ARTICLE II. RIGHT TO OPERATE POOL
A. The City hereby grants to the Operator the exclusive right and privilege to operate,
manage, and maintain the public swimming pool located at 16 and Butler Streets in the City of
Blair, Nebraska, during the term of this Agreement, subject to and expressly conditioned upon the
terms, provisions, covenants, and conditions as set forth in this Agreement and the timely
performance by the Operator in strict compliance therewith.
B. This Agreement constitutes neither a conveyance nor a lease, but is a management
agreement to manage, operate, and maintain the Pool for the purpose of providing a public
swimming pool. Nothing in this Agreement shall be construed to provide Operator with any
ownership, right, or interest in the Pool.

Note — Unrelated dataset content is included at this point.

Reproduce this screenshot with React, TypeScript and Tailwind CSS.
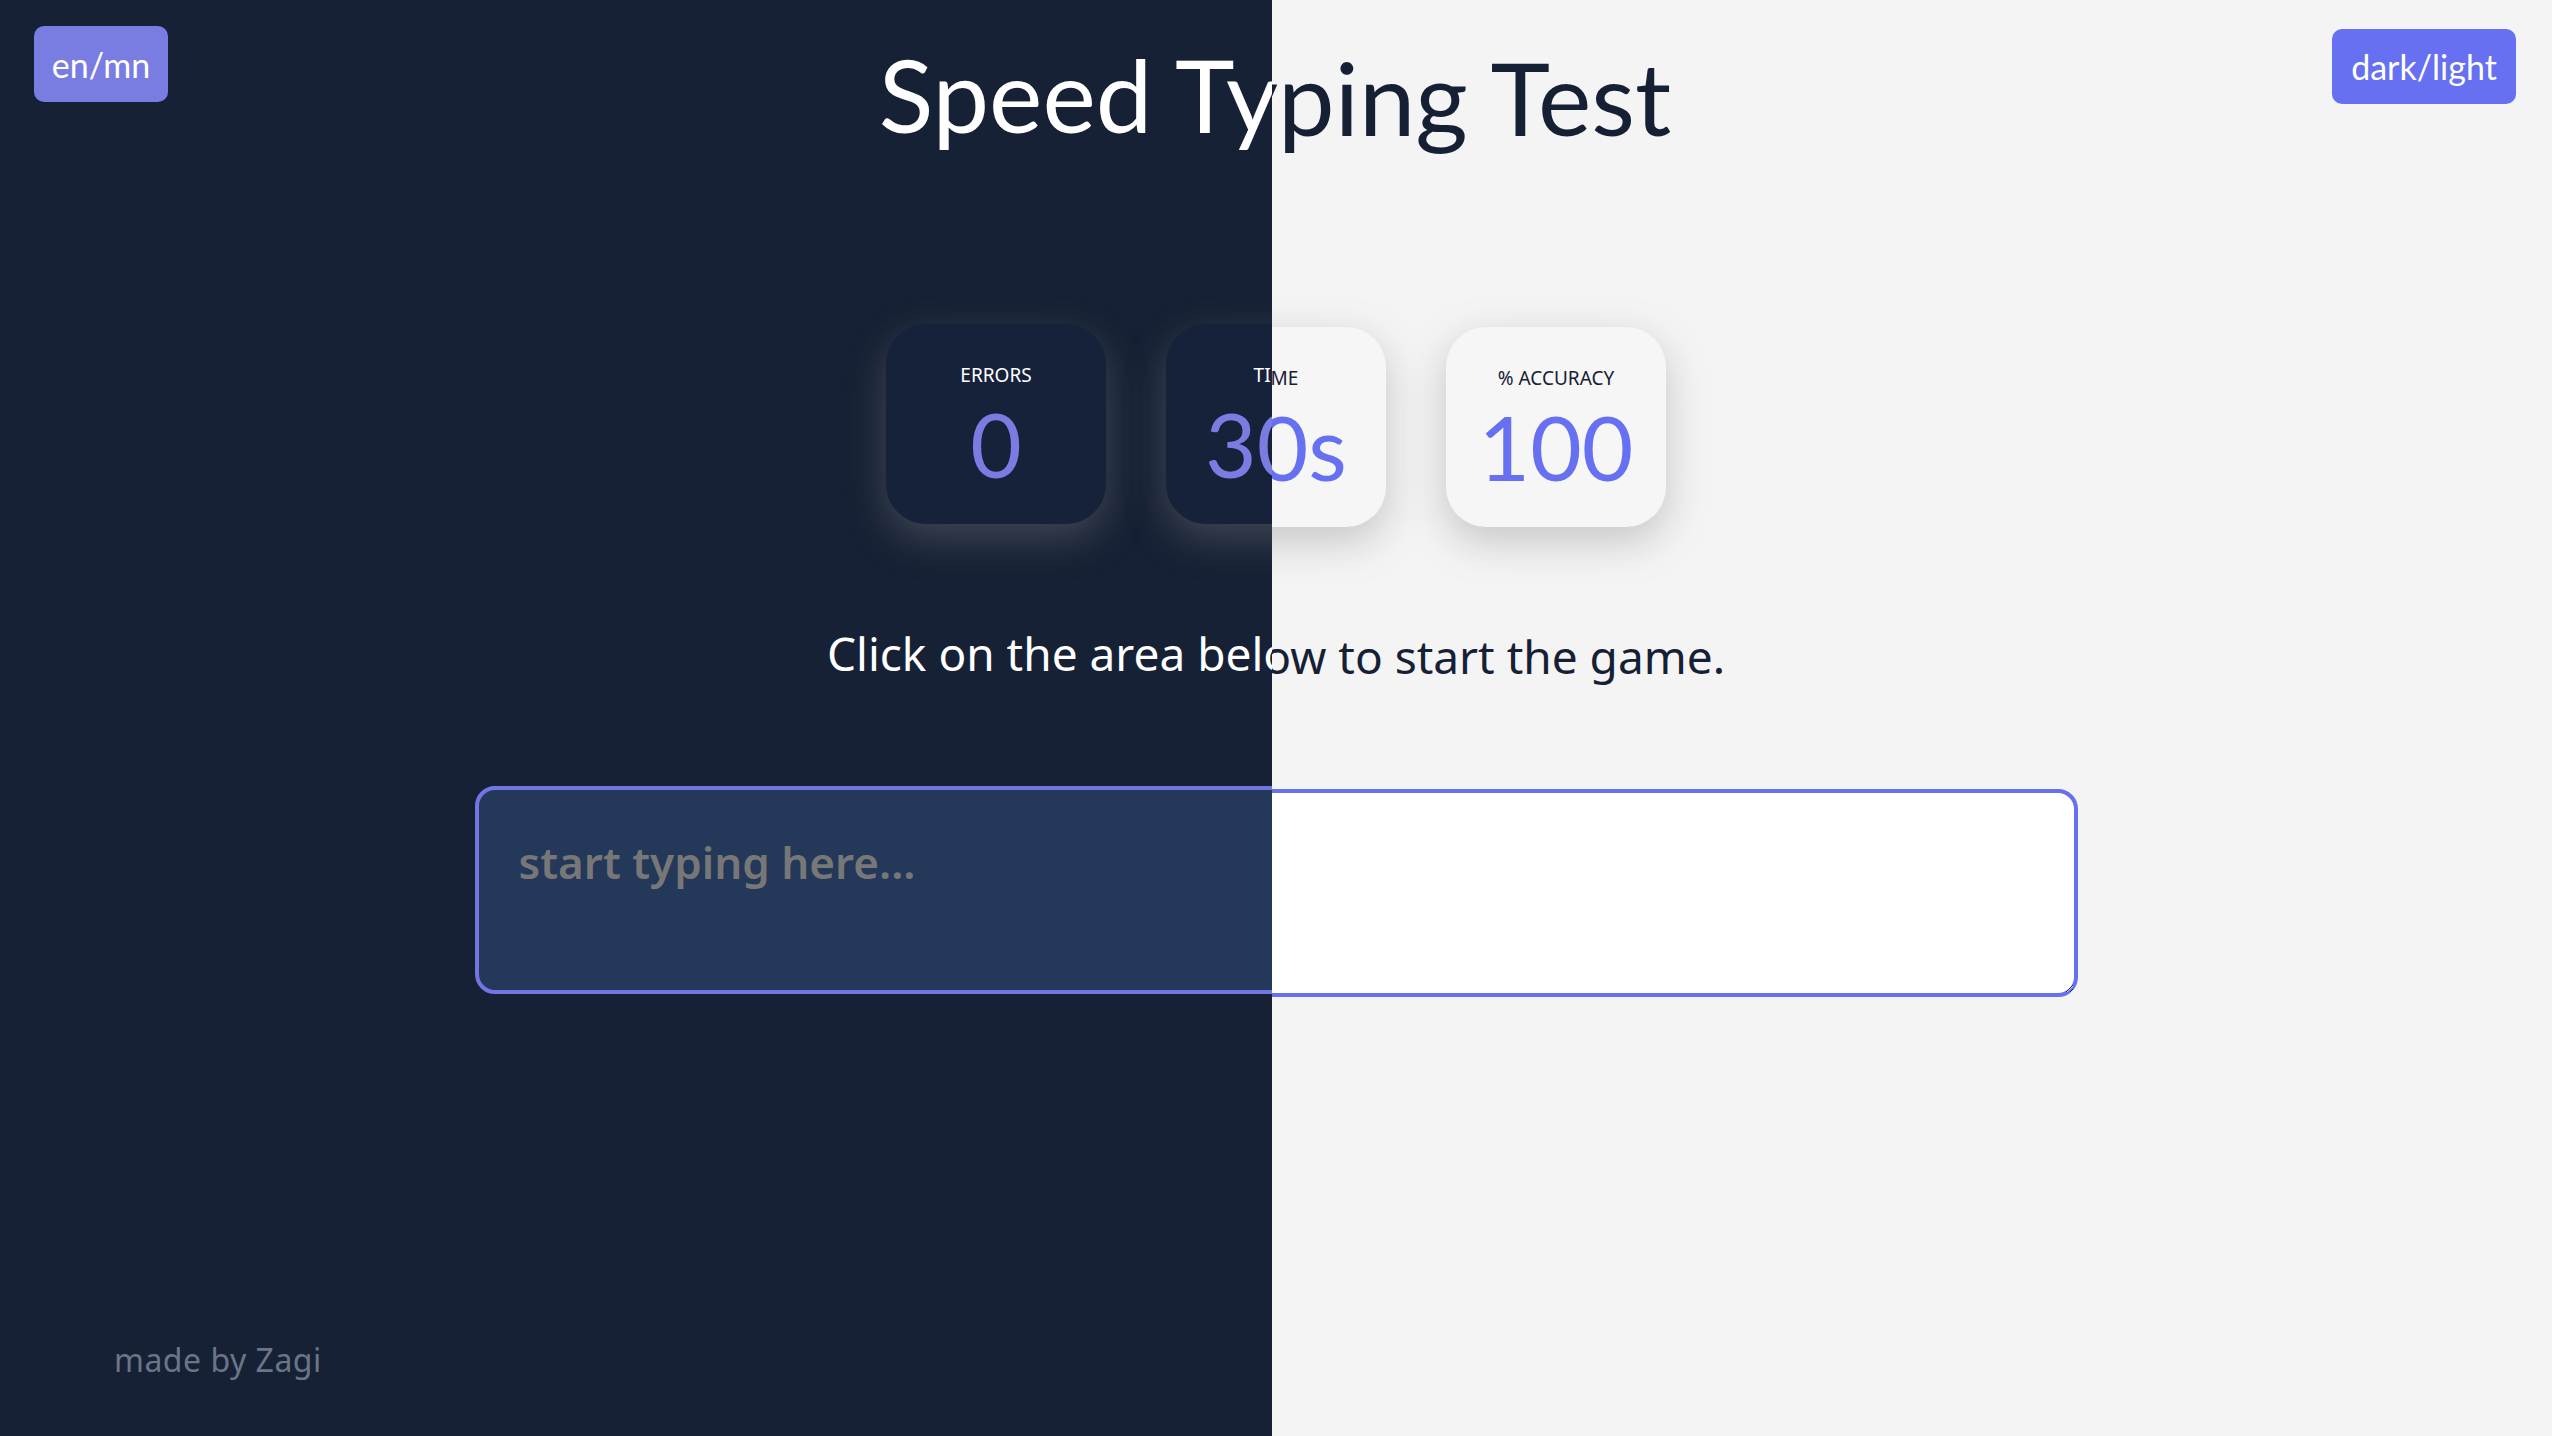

C. Nothing in this Agreement shall be construed to provide authority for control by
Operator over any portion of Steyer Park, its parking areas, grounds, improvements, or other
facilities.
D. In the event the Pool is substantially destroyed by fire, explosion, the elements, the public
enemy or other casualty or so damaged, the City shall be under no obligation to repair, rebuild, or
reconstruct the premises.
E. No alterations, additions, improvements, or physical changes to the Pool shall be erected,
installed, or permitted by Operator or any person at its request without the prior express written
consent and approval of the Director of Public Works.
ARTICLE III. ACTIVITIES AND USES OF POOL
A. This Agreement grants the exclusive privilege of operating, managing, and maintaining
the Pool as a public swimming facility for and on behalf of the City. Operator covenants and agrees
that the premises shall be used exclusively for the operation of a public swimming pool and the
provision of services and merchandise attendant to such an operation.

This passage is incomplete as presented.